WHERE SRI LANKA STANDS 
Sharing her perspective on the impact ocean warming could potentially have in Sri Lanka, environmentalist Avishka Sendanayake identified that the country was highly-vulnerable to climate change as identified by German Watch in the Global Climate Risk Index 2017. “The impact can already be seen in the fishery industry,” she said. 


Local fishermen are evidently facing a serious threat to their livelihoods and the lack of food for fish is a reason for this. According to Reuters, “as waters in parts of the Indian ocean have warmed by 1.2 degrees Celsius over the last century, the mixing of surface water and nutrient-rich deeper waters have slowed.” If this condition persists, the once biologically and bio-diversely flourishing island nation could soon become an ‘ecological desert.’ In light of the situation’s urgency, Sendanayake emphasised an urgent need to take measures to adapt to the warming. Actively engaging in projects such as educating people and building reefs will help this process. 

 


GLOBAL RESPONSE 
On an alarming note, the report reveals that even if the global surface-air temperature were stabilised at or below 2°C – which is the target of the Paris Agreement – ocean warming will still continue. However, the rate and magnitude of ocean warming can be reduced by lowering greenhouse gas emissions. Appropriate human action leading to rapid reductions in greenhouse gasses can thereby reduce the risk to both humans and other life on earth. 

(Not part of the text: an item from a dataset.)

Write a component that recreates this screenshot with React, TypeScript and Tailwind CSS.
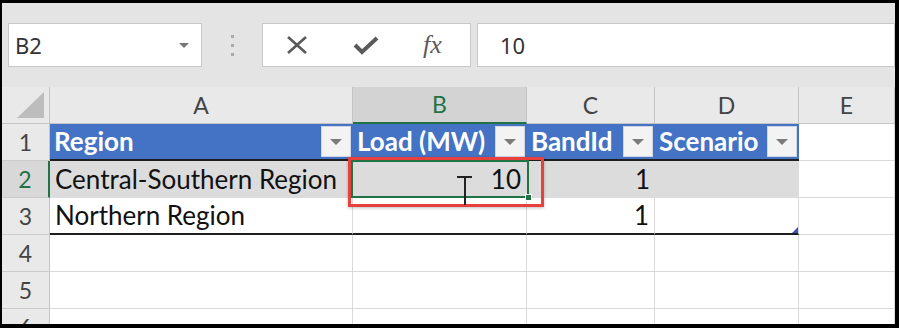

According to the Climate Action Tracker (CAT), global coal addiction persists even with the availability of cheaper renewables. Further, the global demand for natural gas is rapidly escalating. However, amidst Brazil’s record-breaking rates of deforestation, America’s withdrawal from the Paris Agreement and other global deteriorations of climate policy, South Africa, Switzerland, Norway, New Zealand and Germany reveal positive developments in terms of reduced emissions. 


In the special report on global warming on 1.5°C, the Intergovernmental Panel on Climate Change (IPCC) addressed the difference between a warming of 1.5°C and 2°C. At 1.5°C, many of the earth’s ecosystems will struggle to survive, while at 2°C, some might cease to exist. The Paris Agreement is by no means sufficient to address the mounting consequences of global warming. IPCC’s special report on the ocean and cryosphere in a changing climate identified a need for timely mitigation and adaptation responses. The ocean has warmed unabatedly since 2005 and this has contributed to changes in the biogeography of organisms and altered ecosystem structures. The report identifies them as irreversible long-term changes.